▸ STATED TASK
Give the entries back exactly, dropping each image.

▸ ENTRIES
Begin

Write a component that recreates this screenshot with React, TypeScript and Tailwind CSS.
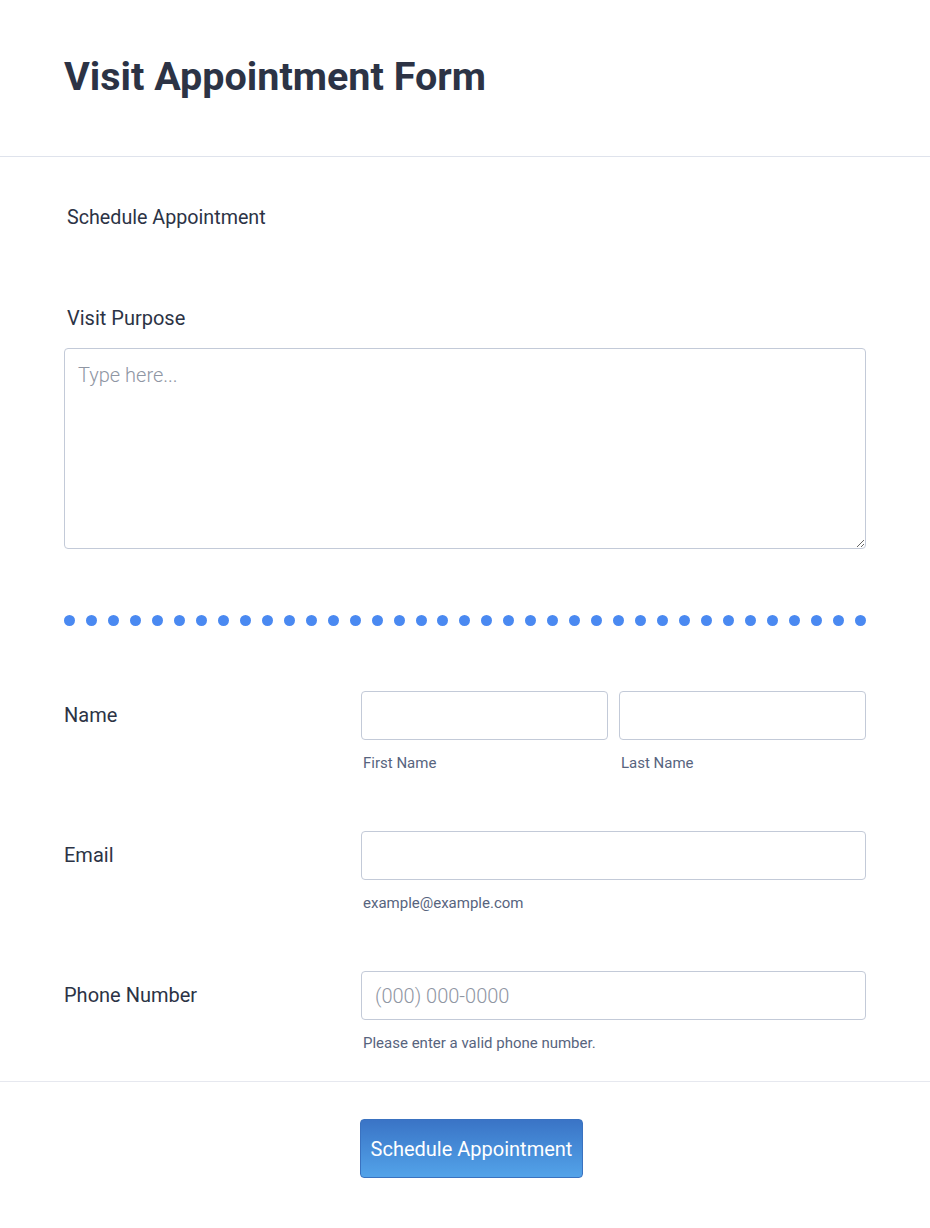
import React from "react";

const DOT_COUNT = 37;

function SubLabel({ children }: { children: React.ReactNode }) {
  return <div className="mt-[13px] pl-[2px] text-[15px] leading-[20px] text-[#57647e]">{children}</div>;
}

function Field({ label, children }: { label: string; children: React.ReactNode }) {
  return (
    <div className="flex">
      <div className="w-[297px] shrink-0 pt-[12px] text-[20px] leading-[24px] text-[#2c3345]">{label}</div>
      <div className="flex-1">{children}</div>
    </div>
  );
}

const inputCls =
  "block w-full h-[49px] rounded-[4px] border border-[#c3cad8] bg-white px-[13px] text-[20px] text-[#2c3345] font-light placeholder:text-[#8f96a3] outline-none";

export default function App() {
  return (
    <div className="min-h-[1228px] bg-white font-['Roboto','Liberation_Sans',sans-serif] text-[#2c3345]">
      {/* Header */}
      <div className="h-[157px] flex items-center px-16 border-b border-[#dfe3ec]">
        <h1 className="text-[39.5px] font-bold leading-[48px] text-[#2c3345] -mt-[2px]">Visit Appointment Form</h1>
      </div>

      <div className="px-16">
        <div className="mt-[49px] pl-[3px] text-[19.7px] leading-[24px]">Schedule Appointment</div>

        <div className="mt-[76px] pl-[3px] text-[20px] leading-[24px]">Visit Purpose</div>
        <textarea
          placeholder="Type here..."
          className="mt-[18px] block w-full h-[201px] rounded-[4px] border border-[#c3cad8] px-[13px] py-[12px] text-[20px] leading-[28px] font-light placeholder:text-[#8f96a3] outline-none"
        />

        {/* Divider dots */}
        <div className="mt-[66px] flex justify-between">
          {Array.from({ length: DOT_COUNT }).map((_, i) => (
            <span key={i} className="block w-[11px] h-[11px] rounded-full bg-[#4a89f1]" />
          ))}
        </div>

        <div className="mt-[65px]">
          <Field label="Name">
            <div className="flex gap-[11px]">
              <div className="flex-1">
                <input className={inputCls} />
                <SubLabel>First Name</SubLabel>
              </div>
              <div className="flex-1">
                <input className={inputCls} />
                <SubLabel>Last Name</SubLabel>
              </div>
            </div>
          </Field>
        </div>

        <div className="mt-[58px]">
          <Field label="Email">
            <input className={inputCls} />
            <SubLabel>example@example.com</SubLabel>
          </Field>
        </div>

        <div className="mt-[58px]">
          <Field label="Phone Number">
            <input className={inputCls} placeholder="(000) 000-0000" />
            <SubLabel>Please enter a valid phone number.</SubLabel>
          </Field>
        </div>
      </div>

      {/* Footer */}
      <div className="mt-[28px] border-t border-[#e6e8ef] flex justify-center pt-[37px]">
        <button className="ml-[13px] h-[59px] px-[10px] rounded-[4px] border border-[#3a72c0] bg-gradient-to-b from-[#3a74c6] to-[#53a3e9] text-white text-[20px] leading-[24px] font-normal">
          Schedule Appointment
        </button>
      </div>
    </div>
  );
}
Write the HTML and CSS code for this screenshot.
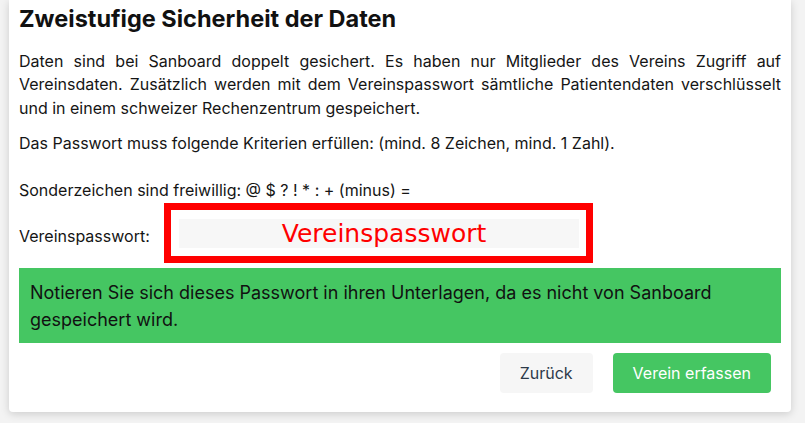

End

▸ OUTPUT
Write a component that recreates this screenshot with React, TypeScript and Tailwind CSS.
import React from "react";

const DOT_COUNT = 37;

function SubLabel({ children }: { children: React.ReactNode }) {
  return <div className="mt-[13px] pl-[2px] text-[15px] leading-[20px] text-[#57647e]">{children}</div>;
}

function Field({ label, children }: { label: string; children: React.ReactNode }) {
  return (
    <div className="flex">
      <div className="w-[297px] shrink-0 pt-[12px] text-[20px] leading-[24px] text-[#2c3345]">{label}</div>
      <div className="flex-1">{children}</div>
    </div>
  );
}

const inputCls =
  "block w-full h-[49px] rounded-[4px] border border-[#c3cad8] bg-white px-[13px] text-[20px] text-[#2c3345] font-light placeholder:text-[#8f96a3] outline-none";

export default function App() {
  return (
    <div className="min-h-[1228px] bg-white font-['Roboto','Liberation_Sans',sans-serif] text-[#2c3345]">
      {/* Header */}
      <div className="h-[157px] flex items-center px-16 border-b border-[#dfe3ec]">
        <h1 className="text-[39.5px] font-bold leading-[48px] text-[#2c3345] -mt-[2px]">Visit Appointment Form</h1>
      </div>

      <div className="px-16">
        <div className="mt-[49px] pl-[3px] text-[19.7px] leading-[24px]">Schedule Appointment</div>

        <div className="mt-[76px] pl-[3px] text-[20px] leading-[24px]">Visit Purpose</div>
        <textarea
          placeholder="Type here..."
          className="mt-[18px] block w-full h-[201px] rounded-[4px] border border-[#c3cad8] px-[13px] py-[12px] text-[20px] leading-[28px] font-light placeholder:text-[#8f96a3] outline-none"
        />

        {/* Divider dots */}
        <div className="mt-[66px] flex justify-between">
          {Array.from({ length: DOT_COUNT }).map((_, i) => (
            <span key={i} className="block w-[11px] h-[11px] rounded-full bg-[#4a89f1]" />
          ))}
        </div>

        <div className="mt-[65px]">
          <Field label="Name">
            <div className="flex gap-[11px]">
              <div className="flex-1">
                <input className={inputCls} />
                <SubLabel>First Name</SubLabel>
              </div>
              <div className="flex-1">
                <input className={inputCls} />
                <SubLabel>Last Name</SubLabel>
              </div>
            </div>
          </Field>
        </div>

        <div className="mt-[58px]">
          <Field label="Email">
            <input className={inputCls} />
            <SubLabel>example@example.com</SubLabel>
          </Field>
        </div>

        <div className="mt-[58px]">
          <Field label="Phone Number">
            <input className={inputCls} placeholder="(000) 000-0000" />
            <SubLabel>Please enter a valid phone number.</SubLabel>
          </Field>
        </div>
      </div>

      {/* Footer */}
      <div className="mt-[28px] border-t border-[#e6e8ef] flex justify-center pt-[37px]">
        <button className="ml-[13px] h-[59px] px-[10px] rounded-[4px] border border-[#3a72c0] bg-gradient-to-b from-[#3a74c6] to-[#53a3e9] text-white text-[20px] leading-[24px] font-normal">
          Schedule Appointment
        </button>
      </div>
    </div>
  );
}
Write the HTML and CSS code for this screenshot.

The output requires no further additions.